ジョナサン・アンダーソンはクィアの歴史とカルチャーを深く探求しており、その好奇心が彼のデザインに反映されているのは明らかだ。ジェイ・ダブリュー・アンダーソン(JW ANDERSON)では過去に、フィンランド出身のアーティストで1990年代のゲイカルチャーを開拓したトム・オブ・フィンランドからインスパイアされたコレクションを展開し、それを同性愛者をターゲットにしたマッチングアプリ「Grindr」を通じたライブストリーミングで発表した。
彼がクリエイティブ・ディレクションを担うロエベ(LOEWE)でも同じメッセージ性が引き継がれ、これまでにデイヴィッド・ヴォイナロヴィッチ、ポール・セック、ジョー・ブレイナードなどのニューヨークのクィア文化を構築したアーティストが参照されている。2021〜2022年秋冬ではジョー・ブレイナードの回想録「I Remember(原題)」(1975)にまつわるレファレンスがコレクションに散りばめられた。
新型コロナウイルスの影響で、リアルショーがストップし、各ブランドはオンライン形式での発表を模索した。その中で、アンダーソンは「ショー・イン・ブック」と題し、革新的な発表法を生み出した。ブレイナードの作品と、彼のアートワークを起用したルックを隣り合わせにしたフォトブックを作り、それがコレクションの説明書の役割を果たした。
【VTMTS】 2022〜2023年秋冬コレクション。
ランウェイにおける「ベスト・クィア・モーメント」は、どのように定義するのだろう? キャスティングや着想源、あるいは意図されたメッセージに存在するのだろうか。ここ数年、ファッション業界では、セクシュアリティやジェンダーについて新鮮なアプローチを見せてくれるデザイナーが急増している。ノー セッソ(NO SESSO)、テルファー(TELFAR)、クリストファー ジョン ロジャース(CHRISTOPHER JOHN ROGERS)、アート スクール(ART SCHOOL)、パトリック チャーチ(PATRICK CHURCH)など、名を挙げるとキリがない。

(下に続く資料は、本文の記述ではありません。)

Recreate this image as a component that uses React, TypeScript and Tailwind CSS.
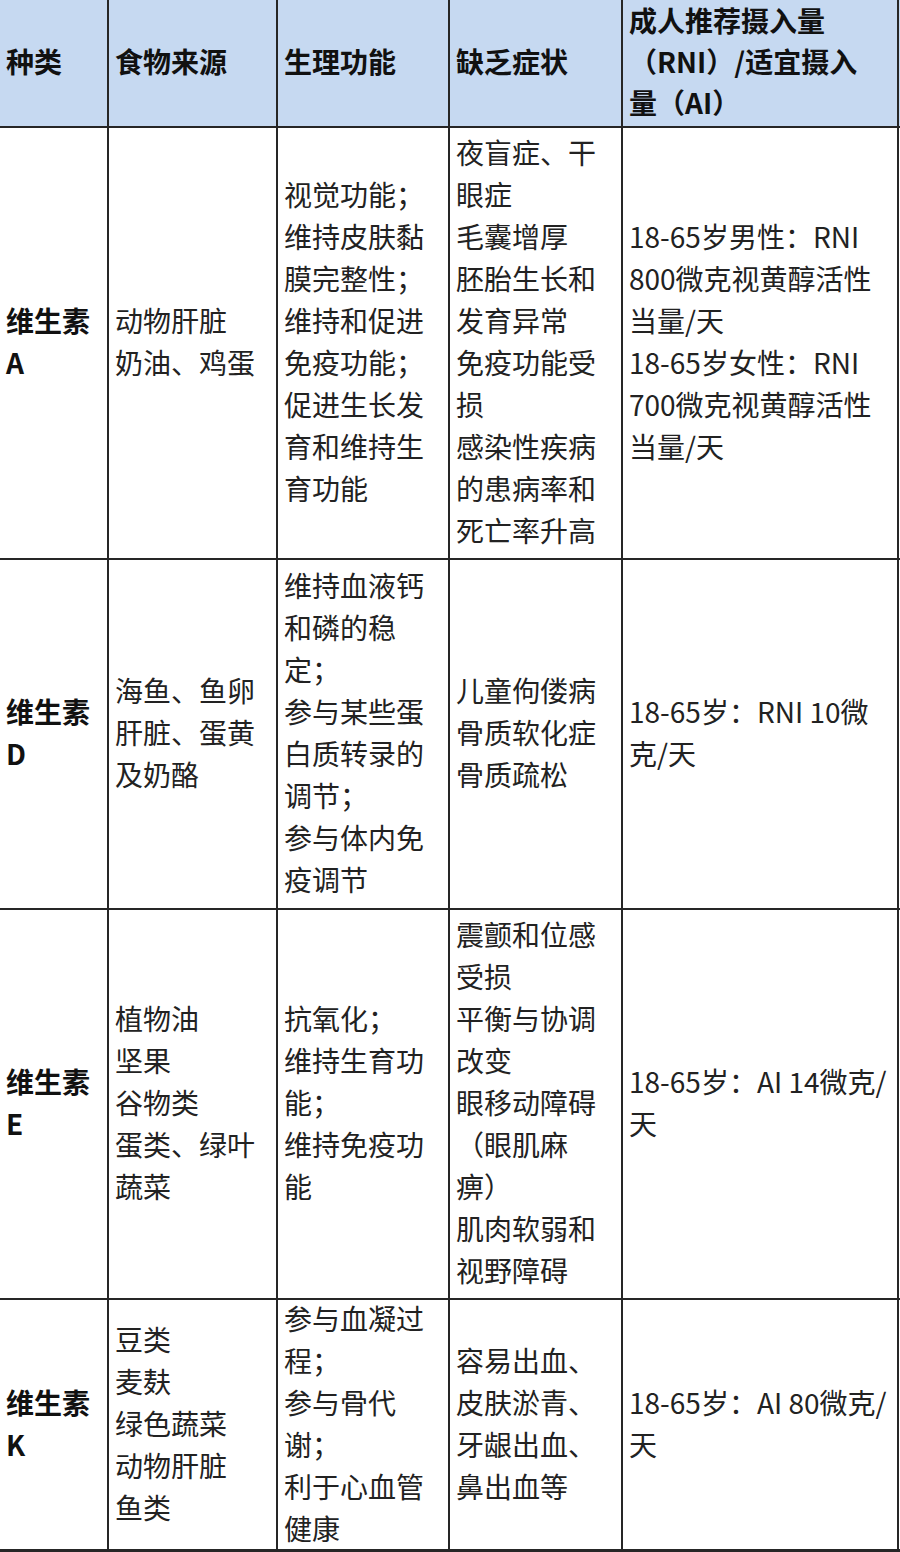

同時に、ランウェイに登場するモデルもより幅広い人々がキャスティングされるようになった。2021年7月にデビューしたヴェトモン(VETEMENTS)の新プロジェクトブランド「VTMNTS」は、2022〜2023年秋冬コレクションでトランスジェンダーやノンバイナリーの人たちを含むオールジェンダーのモデルたちを起用し、フルイドなショーを発表した。